Tuesday, November 14, 2017

[Links of the Day] 14/11/2017: wallaroo elastic data processing, Unified clock for real time synchronization, Golang text search engine


  • Wallaroo : this is a really impressive alternative to spark/storm. The creators really focused on ease of use and deployment. Which can be a huge barrier to entry with the spark, storm, Hadoop stacks.  [github]
  • Unified Clock : Must read blog post, on how Riot games use a unified clock mechanism to synchronise player in the league of legends multiplayer games.  
  • Riot : golang text search engine with some really good perf - 1M blog 500M data 28 seconds index finished, 1.65 ms search response time, 19K search QPS


Thursday, November 02, 2017

[Links of the Day] 02/11/2017 : Probabilistic programming Library, Better than Word2Vec , Serverless conf

  • Edward : Turing complete deep probabilistic programming software library.
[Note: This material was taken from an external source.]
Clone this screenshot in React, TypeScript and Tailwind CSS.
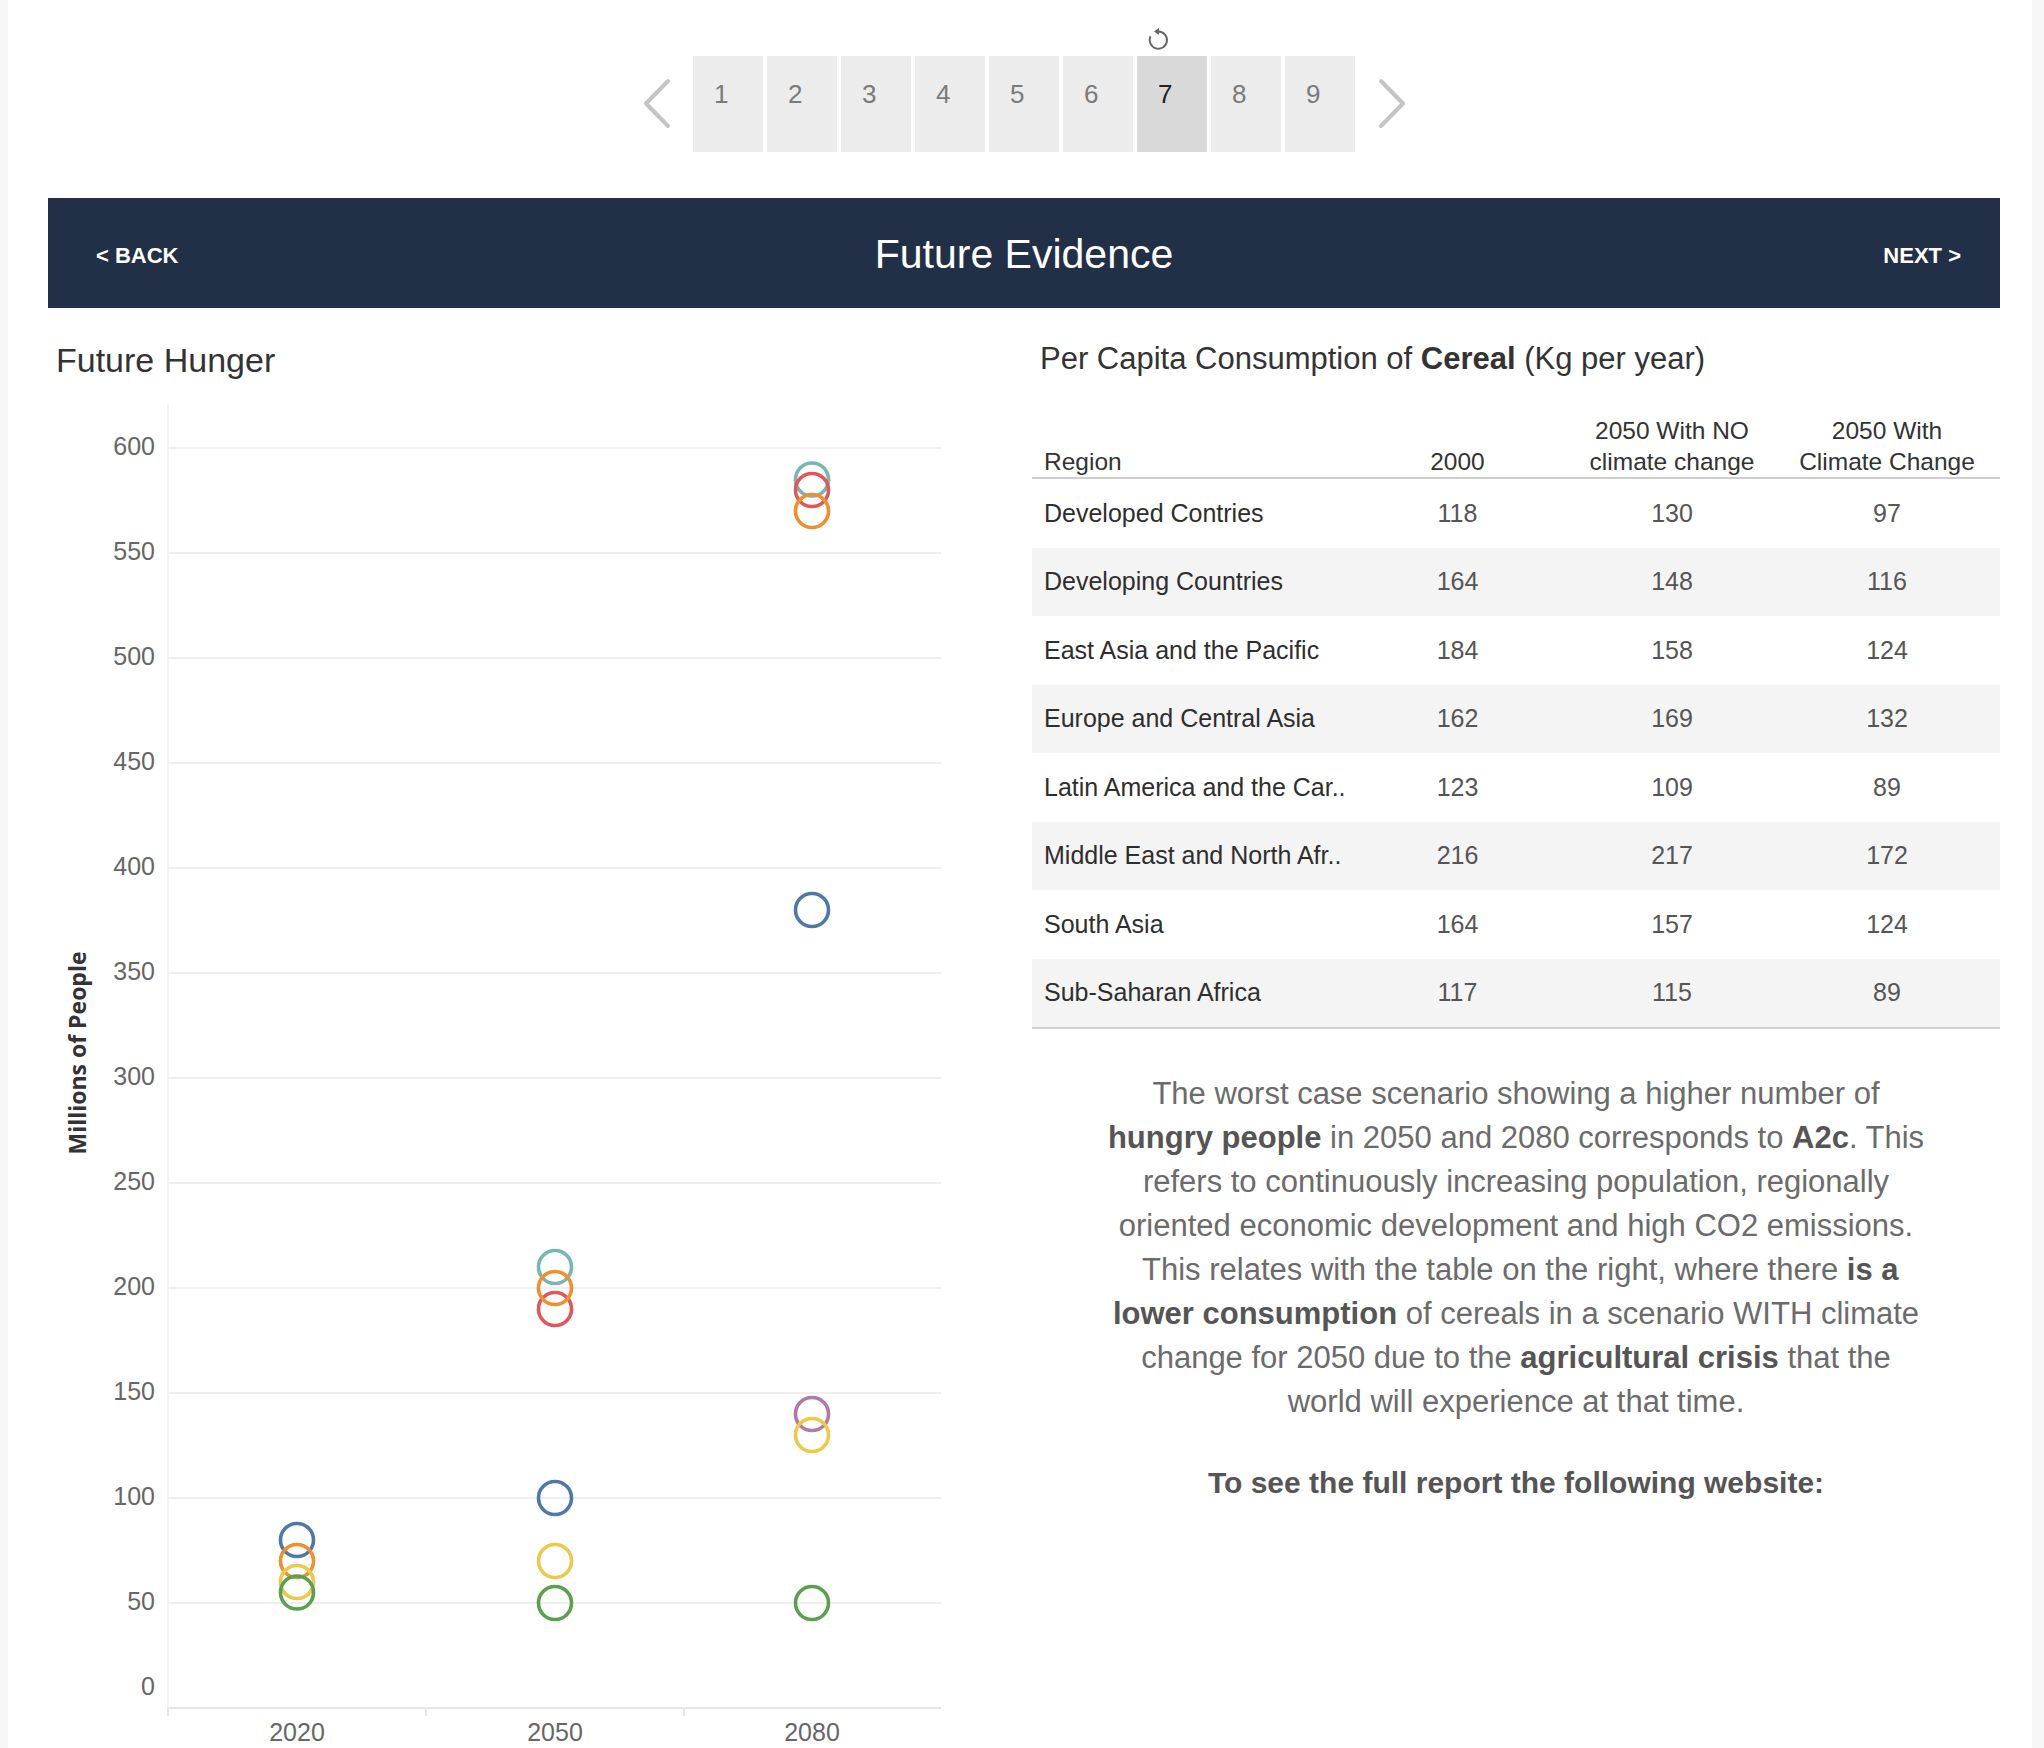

Probabilistic computing is going to be at the forefront of the next big AI improvement wave. [software]
  • Better than Word2Vec : first word2vec is great and there is already so many pre-built libraries out there that it should be your number 1 go to approach. Then if you want to develop custom word embedding library, as the blog post explains, SVD might be a better approach. 
  • ServerlessConf NYC 2017 : a good summary of New York serverless conference  2017.